In-game, Scamman is currently redesigning San Sequoia, a San Francisco-inspired town shipped with the latest expansion pack, Growing Together, released on March 16.
“The realtor in me kind of lost my mind at some of the zoning choices in that world,” she said. “I was like, ‘Who is on the Planning Board here? How much did that family bribe Public Works to get that building permit?’ I have so many questions.”
‘I Can’t Wait to See Where My Sims Designs Will Take Me’
Scamman isn’t the only person to bring her ideal home to life using The Sims 4. Monika, better known as YouTuber Simsphony, redesigned her entire apartment from scratch using the game.

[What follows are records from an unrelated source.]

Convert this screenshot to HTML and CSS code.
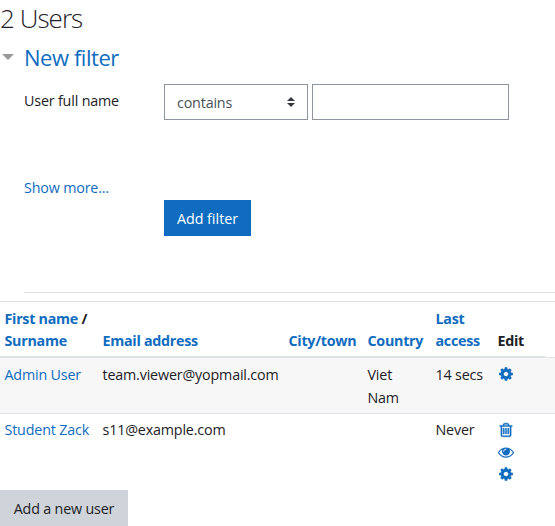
FILE: index.html
```html
<!DOCTYPE html>
<html lang="en">
<head>
<meta charset="utf-8">
<title>Users</title>
<link rel="stylesheet" href="styles.css">
</head>
<body>
<svg class="sprite" aria-hidden="true">
  <symbol id="cog" viewBox="0 0 1792 1792"><path d="M1152 896q0-106-75-181t-181-75-181 75-75 181 75 181 181 75 181-75 75-181zm512-109v222q0 12-8 23t-20 13l-185 28q-19 54-39 91 35 50 107 138 10 12 10 25t-9 23q-27 37-99 108t-94 71q-12 0-26-9l-138-108q-44 23-91 38-16 136-29 186-7 28-36 28h-222q-14 0-24.500-8.500t-11.500-21.500l-28-184q-49-16-90-37l-141 107q-10 9-25 9-14 0-25-11-126-114-165-168-7-10-7-23 0-12 8-23 15-21 51-66.500t54-70.500q-27-50-41-99l-183-27q-13-2-21-12.500t-8-23.500v-222q0-12 8-23t19-13l186-28q14-46 39-92-40-57-107-138-10-12-10-24 0-10 9-23 26-36 98.500-107.500t94.500-71.500q13 0 26 10l138 107q44-23 91-38 16-136 29-186 7-28 36-28h222q14 0 24.500 8.500t11.500 21.500l28 184q49 16 90 37l142-107q9-9 24-9 13 0 25 10 129 119 165 170 7 8 7 22 0 12-8 23-15 21-51 66.500t-54 70.500q26 50 41 98l183 28q13 2 21 12.500t8 23.500z"/></symbol>
  <symbol id="eye" viewBox="0 0 1792 1792"><path d="M1664 960q-152-236-381-353 61 104 61 225 0 185-131.500 316.500t-316.500 131.500-316.500-131.500-131.500-316.500q0-121 61-225-229 117-381 353 133 205 333.500 326.500t434.500 121.500 434.500-121.500 333.500-326.500zm-720-384q0-20-14-34t-34-14q-125 0-214.500 89.500t-89.500 214.500q0 20 14 34t34 14 34-14 14-34q0-86 61-147t147-61q20 0 34-14t14-34zm848 384q0 34-20 69-140 230-376.500 368.500t-499.500 138.500-499.500-139-376.500-368q-20-35-20-69t20-69q140-229 376.500-368t499.500-139 499.500 139 376.500 368q20 35 20 69z"/></symbol>
  <symbol id="trash" viewBox="0 0 1792 1792"><path d="M704 736v576q0 14-9 23t-23 9h-64q-14 0-23-9t-9-23v-576q0-14 9-23t23-9h64q14 0 23 9t9 23zm256 0v576q0 14-9 23t-23 9h-64q-14 0-23-9t-9-23v-576q0-14 9-23t23-9h64q14 0 23 9t9 23zm256 0v576q0 14-9 23t-23 9h-64q-14 0-23-9t-9-23v-576q0-14 9-23t23-9h64q14 0 23 9t9 23zm128 724v-948h-896v948q0 22 7 40.500t14.500 27 10.500 8.500h832q3 0 10.500-8.500t14.500-27 7-40.500zm-672-1076h448l-48-117q-7-9-17-11h-317q-10 2-17 11zm928 32v64q0 14-9 23t-23 9h-96v948q0 83-47 143.500t-113 60.500h-832q-66 0-113-58.500t-47-141.500v-952h-96q-14 0-23-9t-9-23v-64q0-14 9-23t23-9h309l70-167q15-37 54-63t79-26h320q40 0 79 26t54 63l70 167h309q14 0 23 9t9 23z"/></symbol>
</svg>
<h2 class="title">2 Users</h2>
<form class="filter">
  <h3 class="legend"><i class="caret"></i><a>New filter</a></h3>
  <div class="row">
    <span class="label">User full name</span>
    <div class="select"><span>contains</span><svg class="arrows" viewBox="0 0 8 10"><path d="M4 0L8 4H0zM4 10L0 6H8z"/></svg></div>
    <input class="text" type="text" aria-label="User full name">
  </div>
  <a class="more">Show more...</a>
  <button class="btn primary" type="button">Add filter</button>
  <hr class="rule">
</form>
<div class="table">
  <div class="tr head">
    <div class="th"><a>First name</a> /<br><a>Surname</a></div>
    <div class="th"><a>Email address</a></div>
    <div class="th"><a>City/town</a></div>
    <div class="th"><a>Country</a></div>
    <div class="th"><a>Last<br>access</a></div>
    <div class="th">Edit</div>
    <div class="th end"></div>
  </div>
  <div class="tr odd">
    <div class="td"><a>Admin User</a></div>
    <div class="td">team.viewer@yopmail.com</div>
    <div class="td"></div>
    <div class="td">Viet<br>Nam</div>
    <div class="td">14 secs</div>
    <div class="td icons"><svg><use href="#cog"/></svg></div>
    <div class="td"></div>
  </div>
  <div class="tr last">
    <div class="td"><a>Student Zack</a></div>
    <div class="td">s11@example.com</div>
    <div class="td"></div>
    <div class="td"></div>
    <div class="td">Never</div>
    <div class="td icons"><svg class="trash"><use href="#trash"/></svg><svg><use href="#eye"/></svg><svg><use href="#cog"/></svg></div>
    <div class="td"></div>
  </div>
</div>
<button class="btn secondary" type="button">Add a new user</button>
</body>
</html>
```
FILE: styles.css
```css
* { box-sizing: border-box; }
body {
  margin: 0;
  width: 555px;
  height: 526px;
  overflow: hidden;
  background: #fff;
  color: #1d2125;
  font: 14.3px/22px "Open Sans", "Noto Sans", sans-serif;
  letter-spacing: -0.17px;
}
a { color: #0f6cbf; }
.sprite { display: none; }
.title { margin: 0; height: 42px; padding-top: 1px; font-size: 26px; font-weight: 300; line-height: 34px; letter-spacing: -0.95px; }
.legend { display: flex; align-items: center; margin: 0; height: 32px; font-size: 22px; font-weight: 400; line-height: 32px; letter-spacing: -0.45px; }
.legend a { margin-bottom: 2px; }
.caret { width: 12px; height: 6px; margin: 0 10px 2px 2px; background: #999; clip-path: polygon(0 0, 100% 0, 50% 100%); }
.filter { height: 259px; display: flex; flex-direction: column; }
.row { display: flex; height: 36px; margin-top: 10px; padding-left: 24px; }
.label { width: 140px; padding-top: 6px; }
.select { display: flex; justify-content: space-between; align-items: center; width: 144px; height: 36px; padding: 0 12px; border: 1px solid #8f959e; color: #495057; }
.select span { padding-top: 2px; }
.arrows { width: 8px; height: 10px; fill: #343a40; }
.text { width: 197px; height: 36px; margin-left: 4px; border: 1px solid #8f959e; background: #fff; }
.more { margin: 57px 0 0 24px; height: 23px; }
.btn { border: 0; padding: 0; height: 36px; font: inherit; letter-spacing: inherit; flex: none; }
.primary { width: 87px; margin-left: 164px; padding-top: 1px; background: #0f6cbf; color: #fff; letter-spacing: 0; }
.rule { width: 531px; height: 1px; margin: 56px 0 0 24px; border: 0; background: #dee2e6; }
.tr { display: grid; grid-template-columns: 98px 186px 79px 68px 62px 52px 10px; }
.head { height: 57px; border-top: 1px solid #dee2e6; font-weight: 700; letter-spacing: -0.28px; }
.th { padding: 5px 0 4px 4.5px; border-bottom: 2px solid #dee2e6; align-content: end; white-space: nowrap; }
.th.end { border-bottom-width: 1px; }
.td { padding: 5px 0 0 4.5px; white-space: nowrap; line-height: 23px; }
.odd { height: 56px; background: #f7f7f7; border-bottom: 1px solid #dee2e6; }
.last { height: 76px; }
.last .td { padding-top: 4px; }
.icons svg { display: block; width: 16px; height: 16px; margin: 3px 0 6px; fill: #0f6cbf; }
.last .icons svg { margin-top: 4px; margin-bottom: 6px; }
.icons .trash { stroke: #0f6cbf; stroke-width: 50px; }
.secondary { display: block; width: 128px; padding-top: 1px; background: #ced4da; color: #1d2125; }
```
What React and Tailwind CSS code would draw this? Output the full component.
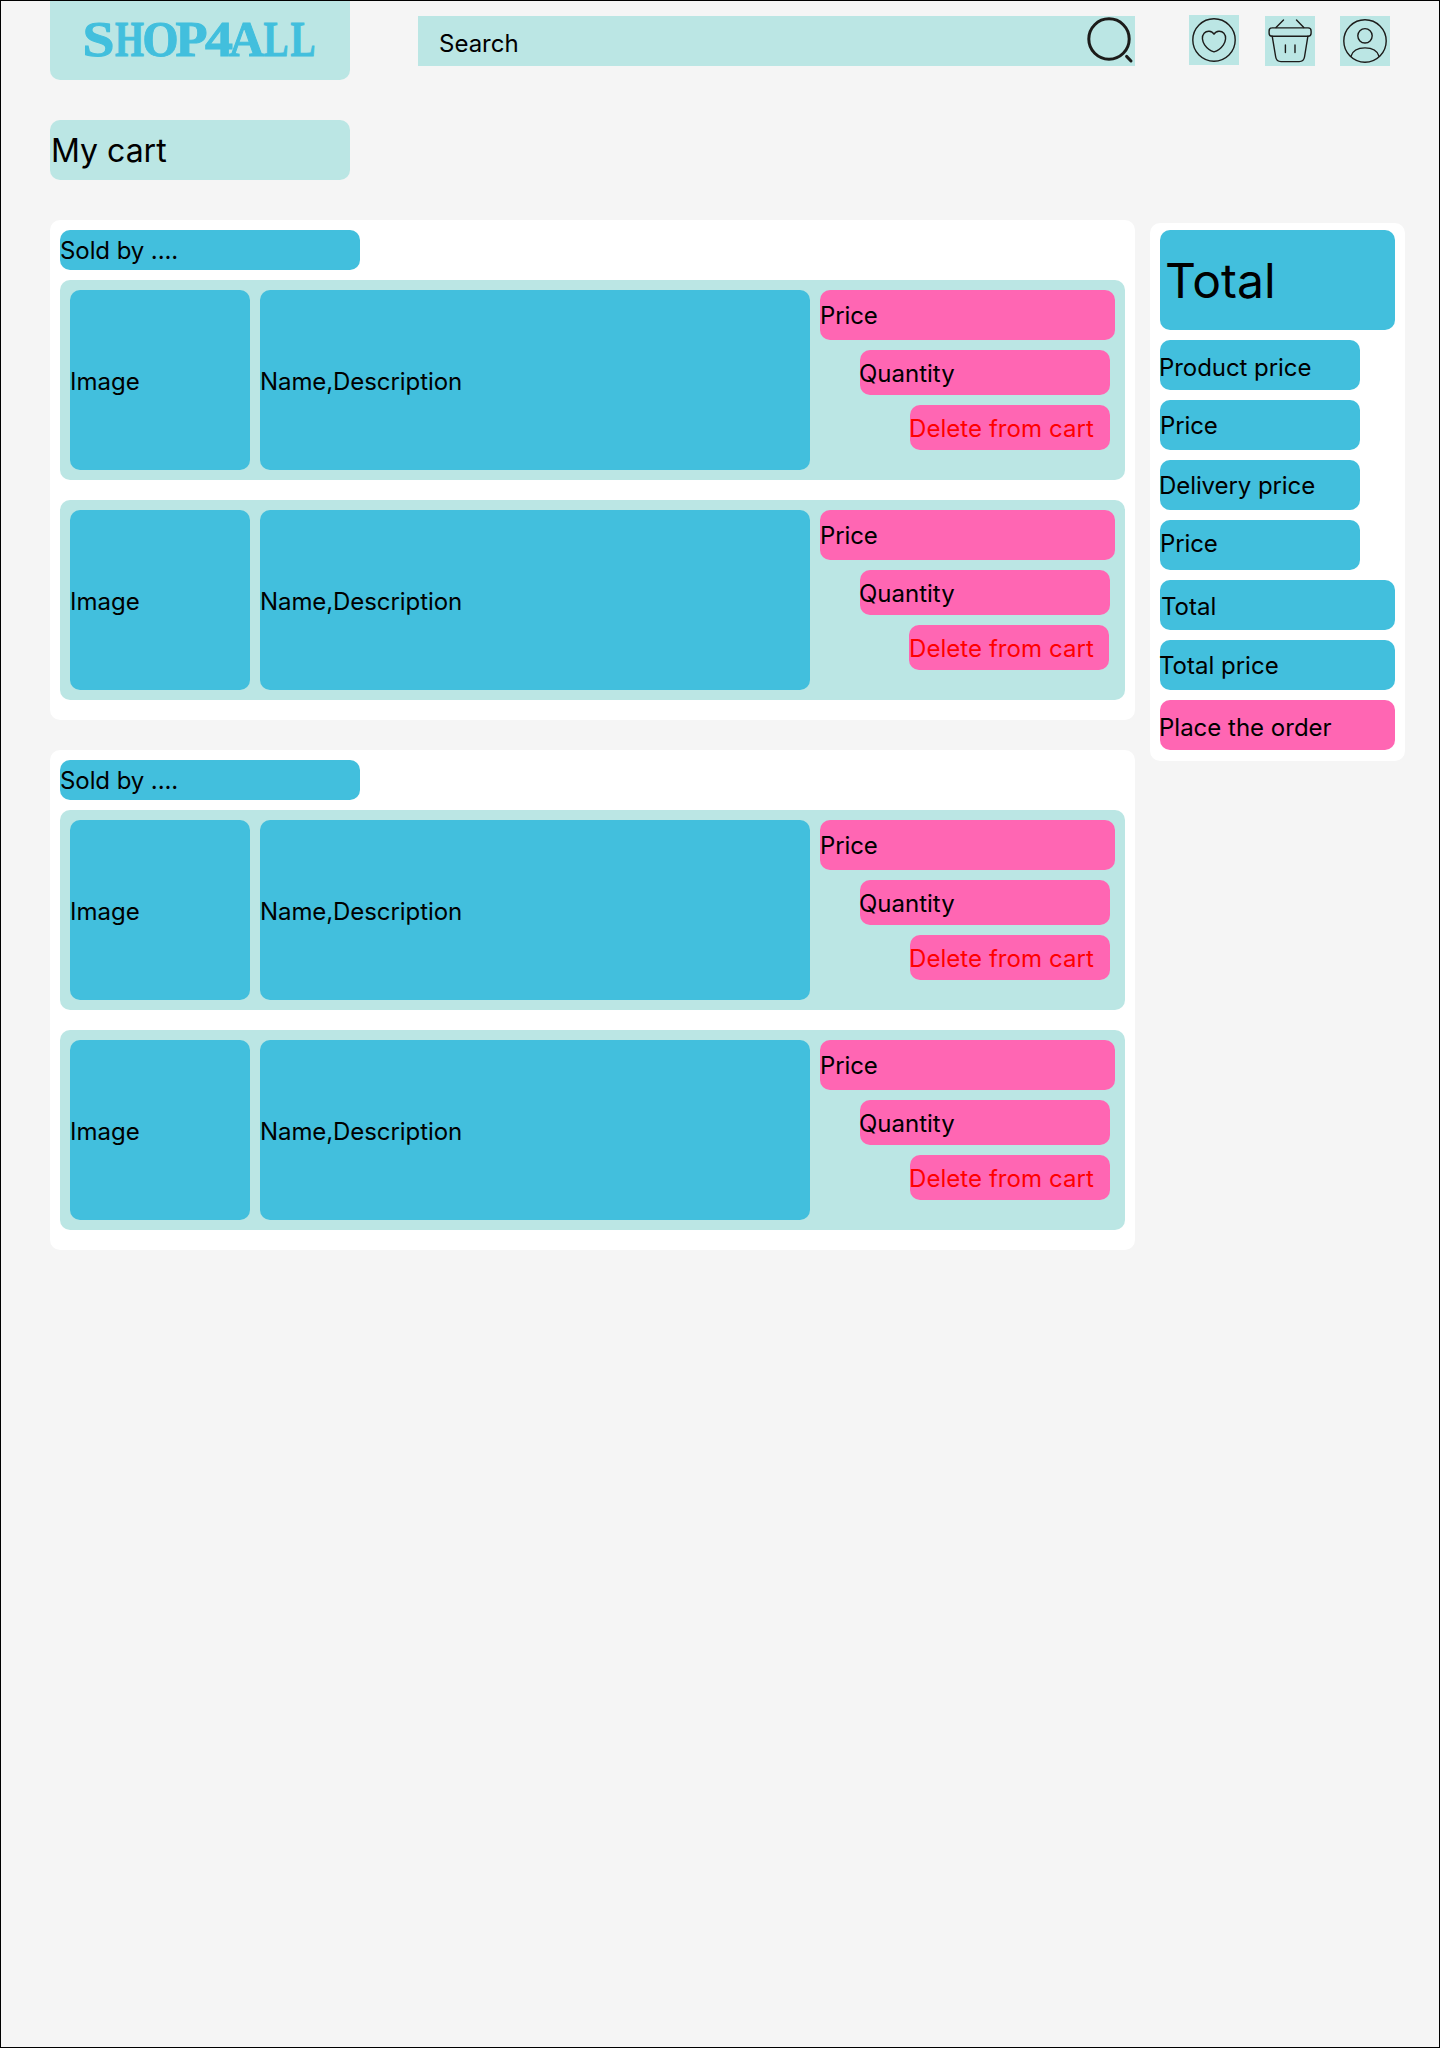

The 32 year old, from Zagreb, Croatia, started playing The Sims in 2001.
“I’ve been playing it, basically, since the beginning,” she told Newsweek. “I had all The Sims and The Sims 2 [expansions packs].”
Describing herself as a “builder,” Monika uses custom content in her designs so she can be more creative, and has recreated multiple architectural styles on her channel—from fantasy motifs to gothic castles and Asian-inspired builds.
However, when designing her new apartment in the game, she decided to stick to her Adriatic roots and embrace a more “bohemian style.”
“I immediately started re-creating the floor plan in The Sims,” she said.
“Unfortunately, we all know that the measurements in real life versus the game aren’t the same, so I needed to change the bathroom and bedroom.”
Knowing that she wanted to demolish a wall and extend the kitchen, she experimented with layouts on The Sims 4 to bring her vision to life.
Like Scamman, Monika is also turning her simming skills into a career. Since showcasing her builds online, she has been getting offers from businesses wanting to harness her eye for design.
“I like to think that Sims brings my designs to life,” she said. “I can’t wait to see where it will take me and what kind of magic I’m yet going to create.”